**Written problem**
Give the listing again character for character, but drop the images.

**Records for the exercise**
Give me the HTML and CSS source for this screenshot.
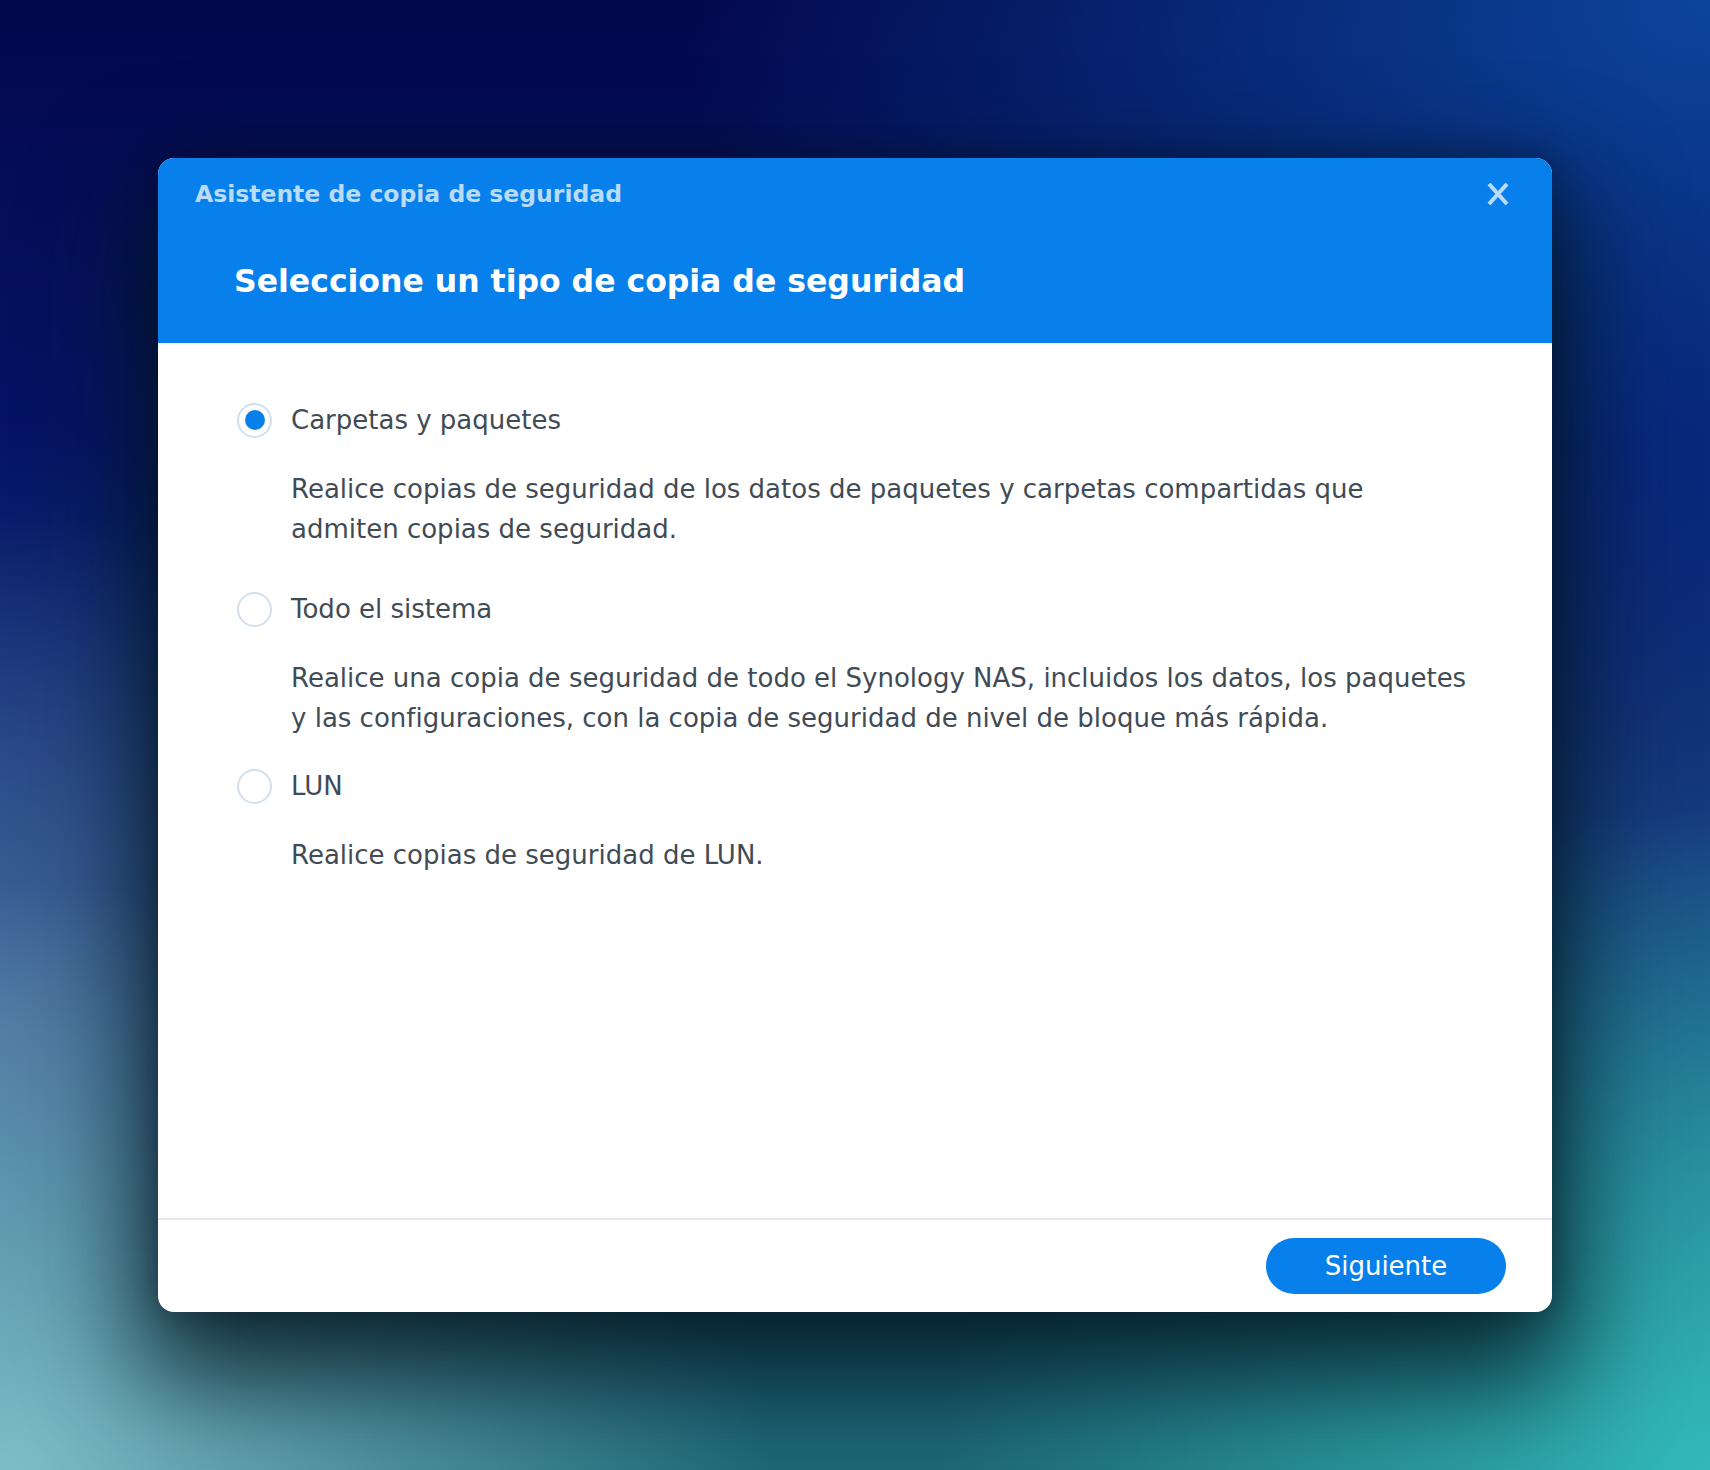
FILE: index.html
```html
<!DOCTYPE html>
<html lang="es">
<head>
  <meta charset="UTF-8" />
  <meta name="viewport" content="width=device-width, initial-scale=1.0"/>
  <title>Asistente de copia de seguridad</title>
  <link rel="stylesheet" href="styles.css">
</head>
<body>
  <div class="dialog">
    <!-- Header with wizard name and step title -->
    <div class="dialog-header">
      <div class="header-top">
        <span class="wizard-name">Asistente de copia de seguridad</span>
        <button class="close-btn" aria-label="Cerrar">
          <svg width="22" height="22" viewBox="0 0 22 22">
            <path d="M2 1 L20 21 M20 1 L2 21" stroke="currentColor" stroke-width="4" fill="none"/>
          </svg>
        </button>
      </div>
      <h1 class="step-title">Seleccione un tipo de copia de seguridad</h1>
    </div>

    <!-- Backup type options -->
    <div class="dialog-body">
      <div class="option option-first">
        <div class="option-row">
          <span class="radio checked"></span>
          <span class="option-label">Carpetas y paquetes</span>
        </div>
        <p class="option-desc">Realice copias de seguridad de los datos de paquetes y carpetas compartidas que admiten copias de seguridad.</p>
      </div>

      <div class="option">
        <div class="option-row">
          <span class="radio"></span>
          <span class="option-label">Todo el sistema</span>
        </div>
        <p class="option-desc">Realice una copia de seguridad de todo el Synology NAS, incluidos los datos, los paquetes y las configuraciones, con la copia de seguridad de nivel de bloque más rápida.</p>
      </div>

      <div class="option">
        <div class="option-row">
          <span class="radio"></span>
          <span class="option-label">LUN</span>
        </div>
        <p class="option-desc">Realice copias de seguridad de LUN.</p>
      </div>
    </div>

    <div class="dialog-footer">
      <button class="next-btn">Siguiente</button>
    </div>
  </div>
</body>
</html>
```

FILE: styles.css
```css
html, body {
  height: 100%;
}

body {
  margin: 0;
  font-family: 'DejaVu Sans', Verdana, sans-serif;
  color: #414b55;
  display: flex;
  align-items: center;
  justify-content: center;
  background:
    radial-gradient(ellipse 45% 40% at 0% 100%, rgba(125, 190, 200, 1) 0%, rgba(125, 190, 200, 0) 100%),
    radial-gradient(ellipse 45% 45% at 100% 100%, rgba(50, 185, 185, 1) 0%, rgba(50, 185, 185, 0) 100%),
    radial-gradient(ellipse 60% 50% at 100% 0%, rgba(12, 72, 160, 0.95) 0%, rgba(12, 72, 160, 0) 100%),
    radial-gradient(ellipse 40% 35% at 0% 70%, rgba(80, 110, 160, 0.8) 0%, rgba(80, 110, 160, 0) 100%),
    linear-gradient(to bottom, #03084c 0%, #061466 30%, #173f80 58%, #1d5f80 80%, #1f6a78 100%);
}

.dialog {
  width: 1394px;
  height: 1154px;
  background-color: #fff;
  border-radius: 16px;
  overflow: hidden;
  display: flex;
  flex-direction: column;
  box-shadow: 0 50px 110px 20px rgba(2, 22, 32, 0.85), 0 0 30px rgba(0, 10, 30, 0.35);
}

/* Header */
.dialog-header {
  background-color: #0780eb;
  padding: 21px 40px 42px 37px;
}

.header-top {
  display: flex;
  justify-content: space-between;
  align-items: center;
}

.wizard-name {
  font-size: 23.5px;
  font-weight: bold;
  line-height: 30px;
  color: #badbf9;
}

.close-btn {
  background: none;
  border: none;
  padding: 0;
  margin-right: 3px;
  color: #badbf9;
  display: flex;
  cursor: pointer;
}

.step-title {
  margin: 52px 0 0 39px;
  font-size: 31.5px;
  line-height: 40px;
  font-weight: bold;
  color: #fff;
}

/* Body */
.dialog-body {
  flex: 1;
  padding: 59px 80px 0 79px;
}

.option {
  margin-bottom: 30px;
}

.option-first {
  margin-bottom: 42px;
}

.option-row {
  display: flex;
  align-items: center;
  gap: 19px;
}

.radio {
  box-sizing: border-box;
  width: 35px;
  height: 35px;
  border: 2px solid #d3dfec;
  border-radius: 50%;
  display: flex;
  align-items: center;
  justify-content: center;
}

.radio.checked::after {
  content: '';
  width: 20px;
  height: 20px;
  border-radius: 50%;
  background-color: #0780eb;
}

.option-label {
  font-size: 26px;
  line-height: 36px;
}

.option-desc {
  margin: 32px 0 0 54px;
  font-size: 26px;
  line-height: 39.5px;
}

/* Footer */
.dialog-footer {
  border-top: 2px solid #e4e9f0;
  padding: 18px 46px 18px 0;
  display: flex;
  justify-content: flex-end;
}

.next-btn {
  width: 240px;
  height: 56px;
  border: none;
  border-radius: 28px;
  background-color: #0780eb;
  color: #fff;
  font-family: 'DejaVu Sans', Verdana, sans-serif;
  font-size: 26px;
  cursor: pointer;
}
```
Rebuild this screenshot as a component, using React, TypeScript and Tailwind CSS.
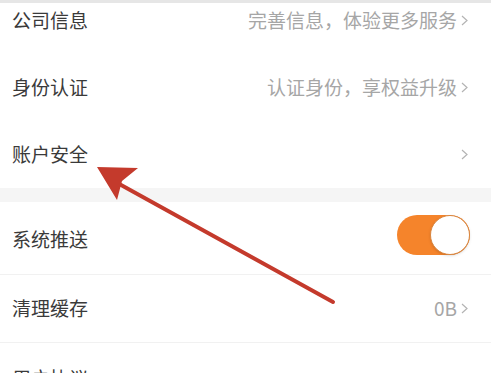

**Problem solution**
Give me the HTML and CSS source for this screenshot.
FILE: index.html
```html
<!DOCTYPE html>
<html lang="es">
<head>
  <meta charset="UTF-8" />
  <meta name="viewport" content="width=device-width, initial-scale=1.0"/>
  <title>Asistente de copia de seguridad</title>
  <link rel="stylesheet" href="styles.css">
</head>
<body>
  <div class="dialog">
    <!-- Header with wizard name and step title -->
    <div class="dialog-header">
      <div class="header-top">
        <span class="wizard-name">Asistente de copia de seguridad</span>
        <button class="close-btn" aria-label="Cerrar">
          <svg width="22" height="22" viewBox="0 0 22 22">
            <path d="M2 1 L20 21 M20 1 L2 21" stroke="currentColor" stroke-width="4" fill="none"/>
          </svg>
        </button>
      </div>
      <h1 class="step-title">Seleccione un tipo de copia de seguridad</h1>
    </div>

    <!-- Backup type options -->
    <div class="dialog-body">
      <div class="option option-first">
        <div class="option-row">
          <span class="radio checked"></span>
          <span class="option-label">Carpetas y paquetes</span>
        </div>
        <p class="option-desc">Realice copias de seguridad de los datos de paquetes y carpetas compartidas que admiten copias de seguridad.</p>
      </div>

      <div class="option">
        <div class="option-row">
          <span class="radio"></span>
          <span class="option-label">Todo el sistema</span>
        </div>
        <p class="option-desc">Realice una copia de seguridad de todo el Synology NAS, incluidos los datos, los paquetes y las configuraciones, con la copia de seguridad de nivel de bloque más rápida.</p>
      </div>

      <div class="option">
        <div class="option-row">
          <span class="radio"></span>
          <span class="option-label">LUN</span>
        </div>
        <p class="option-desc">Realice copias de seguridad de LUN.</p>
      </div>
    </div>

    <div class="dialog-footer">
      <button class="next-btn">Siguiente</button>
    </div>
  </div>
</body>
</html>
```

FILE: styles.css
```css
html, body {
  height: 100%;
}

body {
  margin: 0;
  font-family: 'DejaVu Sans', Verdana, sans-serif;
  color: #414b55;
  display: flex;
  align-items: center;
  justify-content: center;
  background:
    radial-gradient(ellipse 45% 40% at 0% 100%, rgba(125, 190, 200, 1) 0%, rgba(125, 190, 200, 0) 100%),
    radial-gradient(ellipse 45% 45% at 100% 100%, rgba(50, 185, 185, 1) 0%, rgba(50, 185, 185, 0) 100%),
    radial-gradient(ellipse 60% 50% at 100% 0%, rgba(12, 72, 160, 0.95) 0%, rgba(12, 72, 160, 0) 100%),
    radial-gradient(ellipse 40% 35% at 0% 70%, rgba(80, 110, 160, 0.8) 0%, rgba(80, 110, 160, 0) 100%),
    linear-gradient(to bottom, #03084c 0%, #061466 30%, #173f80 58%, #1d5f80 80%, #1f6a78 100%);
}

.dialog {
  width: 1394px;
  height: 1154px;
  background-color: #fff;
  border-radius: 16px;
  overflow: hidden;
  display: flex;
  flex-direction: column;
  box-shadow: 0 50px 110px 20px rgba(2, 22, 32, 0.85), 0 0 30px rgba(0, 10, 30, 0.35);
}

/* Header */
.dialog-header {
  background-color: #0780eb;
  padding: 21px 40px 42px 37px;
}

.header-top {
  display: flex;
  justify-content: space-between;
  align-items: center;
}

.wizard-name {
  font-size: 23.5px;
  font-weight: bold;
  line-height: 30px;
  color: #badbf9;
}

.close-btn {
  background: none;
  border: none;
  padding: 0;
  margin-right: 3px;
  color: #badbf9;
  display: flex;
  cursor: pointer;
}

.step-title {
  margin: 52px 0 0 39px;
  font-size: 31.5px;
  line-height: 40px;
  font-weight: bold;
  color: #fff;
}

/* Body */
.dialog-body {
  flex: 1;
  padding: 59px 80px 0 79px;
}

.option {
  margin-bottom: 30px;
}

.option-first {
  margin-bottom: 42px;
}

.option-row {
  display: flex;
  align-items: center;
  gap: 19px;
}

.radio {
  box-sizing: border-box;
  width: 35px;
  height: 35px;
  border: 2px solid #d3dfec;
  border-radius: 50%;
  display: flex;
  align-items: center;
  justify-content: center;
}

.radio.checked::after {
  content: '';
  width: 20px;
  height: 20px;
  border-radius: 50%;
  background-color: #0780eb;
}

.option-label {
  font-size: 26px;
  line-height: 36px;
}

.option-desc {
  margin: 32px 0 0 54px;
  font-size: 26px;
  line-height: 39.5px;
}

/* Footer */
.dialog-footer {
  border-top: 2px solid #e4e9f0;
  padding: 18px 46px 18px 0;
  display: flex;
  justify-content: flex-end;
}

.next-btn {
  width: 240px;
  height: 56px;
  border: none;
  border-radius: 28px;
  background-color: #0780eb;
  color: #fff;
  font-family: 'DejaVu Sans', Verdana, sans-serif;
  font-size: 26px;
  cursor: pointer;
}
```
Rebuild this screenshot as a component, using React, TypeScript and Tailwind CSS.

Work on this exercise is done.